C’est dans cette partie muette et jalousement close de la Kasbah que j’aurais cherché, si l’on ne m’avait averti, le mystérieux jardin des Princesses. Eh bien, non ! Il s’ouvre, ce jardin caché, sur une des rues les plus bruyantes et les plus animées de la vieille ville, une rue tout encombrée de petites boutiques, de bains et de cafés maures, à deux pas de la mosquée Salir. Cent fois, j’étais passé devant son seuil banal, sans me douter qu’il y avait là des morts illustres. Il fallut que mon ami Charles de Galland, l’actuel maire d’Alger, très fier de sa découverte, — car c’est lui, le premier, qui a découvert le jardin des Princesses, — m’y conduisit par la main.


Nous entrons dans un corridor misérable, tout pareil à ceux des maisons de pauvres, qui bordent la rue. Selon la disposition des vieux logis mauresques, il se recourbe, se coude et s’étrangle comme une souricière ; il a des inégalités de niveau, des marches inattendues. Enfin, tout au bout, dans une vague pénombre, un réduit de sabbat où d’horribles vieilles sont accroupies autour d’un plateau, parmi des enfans qui jouent avec un chaudron troué.
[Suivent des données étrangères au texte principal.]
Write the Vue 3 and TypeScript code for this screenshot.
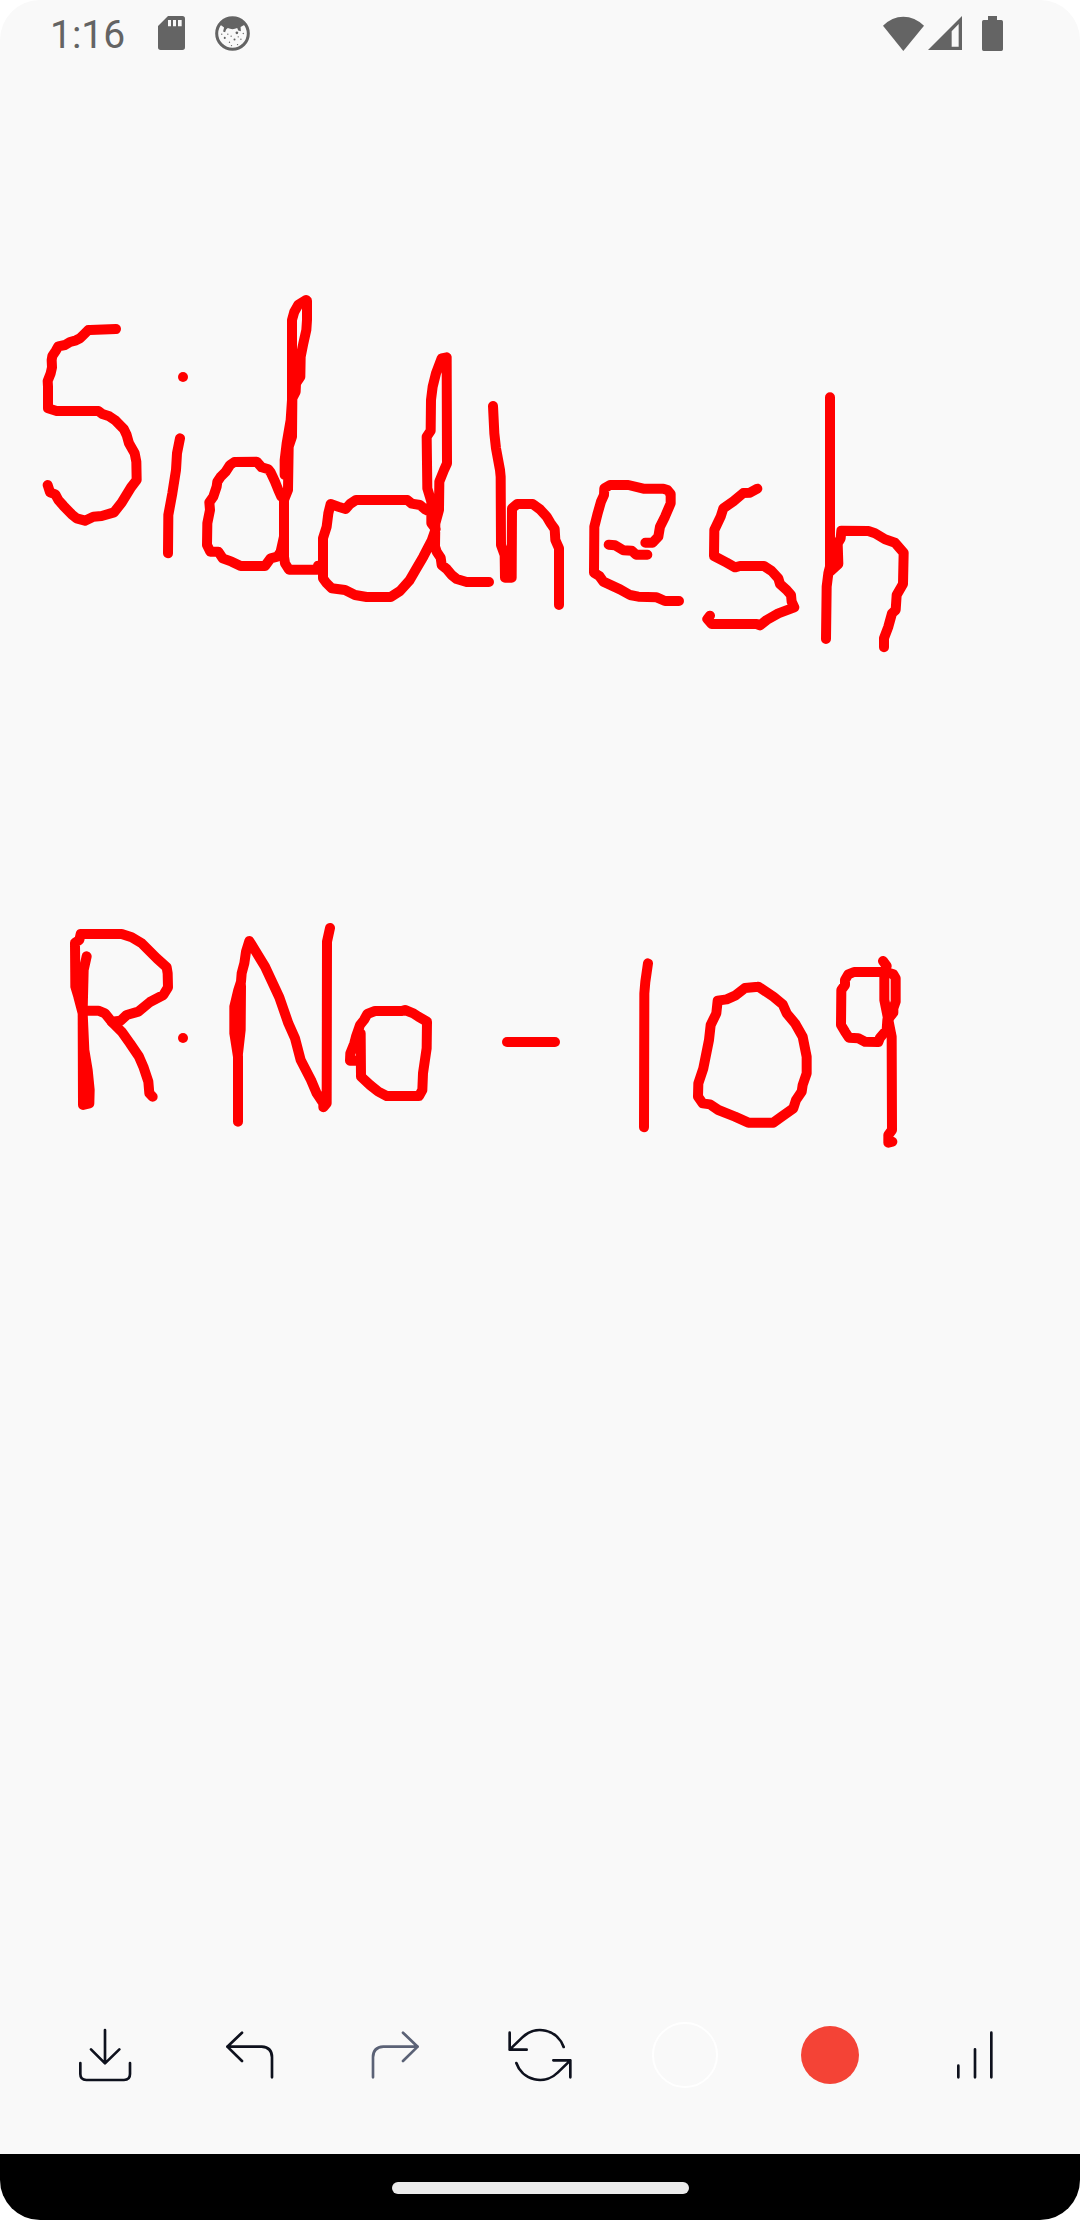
<script setup lang="ts">
import { ref } from 'vue'

interface Patch {
  x: number
  y: number
  strokes: string[]
}

// Stroke points are sampled at three units per pixel, relative to each patch origin.
const patches = ref<Patch[]>([
  {
    x: 30,
    y: 280,
    strokes: [
      '258,147 180,150 175,150 160,165 150,175 138,181 120,186 105,195 85,199 77,213 67,228 65,240 66,262 62,280 53,303 54,320 54,385 80,393 205,393 217,402 238,409 257,422 282,448 290,465 297,490 314,520 319,545 320,600 303,622 275,668 252,697 215,708 190,710 165,722 140,715 125,703 100,677 85,660 76,643 60,637 53,615',
      '459,291 459,291',
      '450,475 441,520 438,570 427,640 415,705 414,820',
      '754,650 745,630 735,605 722,577 715,568 695,562 680,545 613,546 600,555 587,575 572,590 562,605 560,620 550,650 538,667 540,690 532,730 531,795 541,815 565,815 578,835 605,845 632,858 705,858 722,835 742,830 752,815 762,770',
      '764,585 764,540 770,490 782,420 786,360 786,120 793,95 805,74 828,60 831,62 831,120 829,150 820,190 812,230 811,290 798,310 797,335 787,355 786,470 776,500 774,630 762,660 762,830 765,850 777,869 862,869 864,857'
    ]
  },
  {
    x: 300,
    y: 330,
    strokes: [
      '395,548 375,538 360,525 335,521 322,510 168,510 150,522 137,537 115,530 92,522 85,550 80,590 69,625 69,745 80,760 95,775 135,780 165,795 200,801 272,801 300,783 328,752 348,718 370,680 395,632 407,597 394,580 394,515 382,475 380,320 392,302 393,210 398,170 408,130 425,85 440,82 441,400 432,420 418,455 417,540 406,580 405,650 410,665 422,683 425,705 440,717 455,735 470,747 500,756 567,756',
      '579,228 583,310 588,355 600,420 602,440 603,645 614,675 615,743 635,743 636,535 652,522 698,522 720,538 740,560 752,580 764,597 766,630 777,655 777,825'
    ]
  },
  {
    x: 560,
    y: 380,
    strokes: [
      '146,494 165,496 190,511 215,512 228,524 262,524',
      '256,488 278,488 295,470 300,440 315,410 332,370 332,342 322,330 310,326 250,326 205,315 150,315 133,325 132,345 123,365 113,400 103,440 102,578 118,588 130,605 180,628 210,645 235,650 290,652 315,663 357,663',
      '592,326 570,338 550,339 520,364 490,385 482,410 463,450 462,528 500,548 525,562 540,558 612,558 635,573 655,595 660,612 680,630 693,645 695,665 703,682 655,700 620,720 600,736 590,732 455,732 442,717 450,707',
      '810,52 810,560 805,580 800,620 798,777',
      '812,573 835,552 833,490 842,475 844,452 925,453 945,460 975,478 1005,488 1031,518 1029,612 1010,645 1007,690 996,700 985,740 972,775 972,802'
    ]
  },
  {
    x: 50,
    y: 910,
    strokes: [
      '110,139 101,180 98,300 99,585 118,580 119,540 113,480 103,420 98,310 85,260 76,230 75,98 88,90 92,72 215,72 245,82 275,100 320,145 350,172 353,190 354,232 340,255 300,276 265,305 230,315 212,332 185,335 165,310 145,302 112,302',
      '185,335 215,365 240,400 267,440 280,470 295,515 298,550 308,560',
      '399,384 399,384',
      '564,635 564,440 553,370 553,290 565,240 573,215 575,190 583,160 588,125 598,93 645,170 688,262 715,340 735,385 752,450 783,510 800,550 820,580 820,592 830,580 831,95 840,54',
      '564,430 572,360 573,228',
      '932,370 933,500 960,525 985,545 1010,558 1107,558 1117,540 1119,490 1130,415 1131,335 1105,320 1090,310 1065,300 1055,303 975,303 952,312 942,330 930,345 918,380 913,400 901,430 900,452 932,452'
    ]
  },
  {
    x: 480,
    y: 940,
    strokes: [
      '81,306 225,306',
      '504,70 496,125 493,160 492,562',
      '835,140 795,144 765,167 740,178 713,182 709,220 692,255 687,300 670,385 655,430 654,470 668,490 690,493 715,510 765,530 805,548 880,548 905,530 940,505 948,480 965,455 968,435 980,400 980,350 968,290 945,250 920,220 908,193 880,170 835,140',
      '1213,96 1122,96 1105,103 1095,120 1095,135 1084,150 1083,255 1095,275 1107,293 1135,295 1155,305 1195,306 1200,293 1220,270 1222,240 1240,218 1240,205 1247,185 1247,115 1240,103 1225,98',
      '1209,63 1220,78 1213,100 1213,180 1225,240 1235,290 1236,570 1225,585 1225,608 1237,605'
    ]
  }
])
</script>

<template>
  <div class="screen">
    <header class="status">
      <time class="clock">1:16</time>
      <svg class="card" viewBox="0 0 81 102" aria-hidden="true">
        <path fill-rule="evenodd" d="M30 0H73Q81 0 81 8V94Q81 102 73 102H8Q0 102 0 94V30ZM30 12V31H39V12ZM45 12V31H54V12ZM60 12V31H71V12Z" />
      </svg>
      <svg class="face" viewBox="0 0 104 104" aria-hidden="true">
        <circle cx="52" cy="52" r="47" fill="none" stroke="currentColor" stroke-width="9" />
        <path d="M16 26Q52 -14 88 26L76 33L77 45L69 43L66 36Q52 42 38 36L33 40L30 48L24 46L27 34Z" />
        <g>
          <circle cx="65" cy="50" r="4" /><circle cx="29" cy="65" r="3" />
          <circle cx="58" cy="70" r="3" /><circle cx="48" cy="60" r="2" />
          <circle cx="43" cy="78" r="2" /><circle cx="77" cy="69" r="2" />
          <circle cx="38" cy="54" r="2" /><circle cx="67" cy="85" r="2" />
          <circle cx="49" cy="88" r="2" /><circle cx="20" cy="54" r="2" />
          <circle cx="69" cy="62" r="2" /><circle cx="84" cy="52" r="2" />
        </g>
      </svg>
      <span class="spacer"></span>
      <svg class="wifi" viewBox="0 0 123 105" aria-hidden="true">
        <path d="M0 29Q27 2 61 2T123 29L61 105Z" />
      </svg>
      <svg class="signal" viewBox="0 0 102 102" aria-hidden="true">
        <path fill-rule="evenodd" d="M102 0V102H0ZM92 24L71 46V92H92Z" />
      </svg>
      <svg class="battery" viewBox="0 0 63 105" aria-hidden="true">
        <path d="M18 0H45V12H58Q63 12 63 17V100Q63 105 58 105H5Q0 105 0 100V17Q0 12 5 12H18Z" />
      </svg>
    </header>

    <main class="board">
      <svg class="drawing" viewBox="0 66 1080 1890" role="img" aria-label="Siddhesh, R.No - 109">
        <g v-for="(patch, p) in patches" :key="p" :transform="`translate(${patch.x} ${patch.y}) scale(${1 / 3})`">
          <polyline v-for="(points, s) in patch.strokes" :key="s" :points="points" />
        </g>
      </svg>
    </main>

    <nav class="toolbar" aria-label="Drawing tools">
      <button type="button" aria-label="Save">
        <svg viewBox="0 0 198 198"><path d="M99 24V124M57 82L99 124L142 82M25 123V156Q25 174 43 174H156Q174 174 174 156V123" /></svg>
      </button>
      <button type="button" aria-label="Undo">
        <svg viewBox="0 0 198 198"><path d="M75 32L31 74L75 117M31 74H134Q165 76 165 106V166" /></svg>
      </button>
      <button type="button" class="faded" aria-label="Redo">
        <svg viewBox="0 0 198 198"><path d="M123 32L167 74L123 117M167 74H64Q33 76 33 106V166" /></svg>
      </button>
      <button type="button" aria-label="Clear">
        <svg viewBox="0 0 198 198"><path d="M8 32V83H59M8 83L46 46A75 75 0 0 1 170 75M190 166V115H139M190 115L152 152A75 75 0 0 1 28 123" /></svg>
      </button>
      <button type="button" aria-label="Background colour"><span class="ring"></span></button>
      <button type="button" aria-label="Pen colour"><span class="pen"></span></button>
      <button type="button" aria-label="Stroke width">
        <svg viewBox="0 0 198 198"><path d="M49 131V166M99 82V166M148 32V166" /></svg>
      </button>
    </nav>

    <footer class="gestures"><span class="handle"></span></footer>
  </div>
</template>

<style>
body {
  margin: 0;
  background: #fff;
}
</style>

<style scoped>
.screen {
  display: flex;
  flex-direction: column;
  min-height: 100vh;
  overflow: hidden;
  border-radius: 40px;
  background: #f9f9f9;
  font-family: Roboto, sans-serif;
}

.status {
  display: flex;
  align-items: center;
  box-sizing: border-box;
  height: 66px;
  padding: 0 77px 0 50px;
  color: #646464;
}

.status svg {
  display: block;
  fill: currentColor;
}

.clock {
  padding-top: 3px;
  font-size: 39px;
  line-height: 46px;
}

.card {
  width: 27px;
  height: 34px;
  margin-left: 33px;
}

.face {
  width: 35px;
  height: 35px;
  margin-left: 30px;
}

.spacer {
  flex: 1;
}

.wifi {
  width: 41px;
  height: 35px;
}

.signal {
  width: 34px;
  height: 34px;
  margin: 0 20px 0 4px;
}

.battery {
  width: 21px;
  height: 35px;
}

.board {
  flex: 1;
}

.drawing {
  display: block;
  width: 100%;
}

.drawing polyline {
  fill: none;
  stroke: #f00;
  stroke-width: 30;
  stroke-linecap: round;
  stroke-linejoin: round;
}

.toolbar {
  display: flex;
  padding: 66px 32px;
}

.toolbar button {
  display: flex;
  flex: 1;
  align-items: center;
  justify-content: center;
  height: 66px;
  padding: 0;
  border: 0;
  background: none;
  color: #0e111d;
}

.toolbar svg {
  width: 66px;
  height: 66px;
  fill: none;
  stroke: currentColor;
  stroke-width: 8;
  stroke-linecap: round;
  stroke-linejoin: round;
}

.toolbar .faded {
  color: #5b6276;
}

.ring {
  box-sizing: border-box;
  width: 66px;
  height: 66px;
  border: 2px solid #fff;
  border-radius: 50%;
}

.pen {
  width: 58px;
  height: 58px;
  border-radius: 50%;
  background: #f44336;
}

.gestures {
  display: flex;
  align-items: center;
  justify-content: center;
  box-sizing: border-box;
  height: 66px;
  padding-top: 2px;
  background: #000;
}

.handle {
  width: 297px;
  height: 12px;
  border-radius: 6px;
  background: #ebebeb;
}
</style>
A la vue des intrus, une des vieilles se lève, farouche, refoulant l’injure qui lui monte aux lèvres : elle a reconnu le chef des Roumis. Elle s’incline devant le maître détesté, et, résignée à cette invasion sacrilège, mais la rage au cœur, elle pousse une porte dissimulée dans un retrait du corridor. Un flot de lumière jaillit. Nous sommes dans un jardinet souffreteux, sorte de terrasse en pente douce, que les maisons voisines enserrent comme un préau de prison.

Et c’est cela le jardin des Princesses ! Non, pas même un jardin, mais un cimetière. Il est vrai que, pour les musulmans » c’est très souvent la même chose.

A l’ombre de trois figuiers malingres, entre la Kouba du vénéré marabout, Sidi ben Ali ben Mhamed et le tombeau de Sidi Brahim ben Mouça, se dressent deux petites stèles de marbre blanc aux chevets des deux lits funéraires, où reposent deux princesses, mortes avant l’âge, dans tout l’éclat de leur jeunesse et de leur beauté, et qui furent l’ornement du harem.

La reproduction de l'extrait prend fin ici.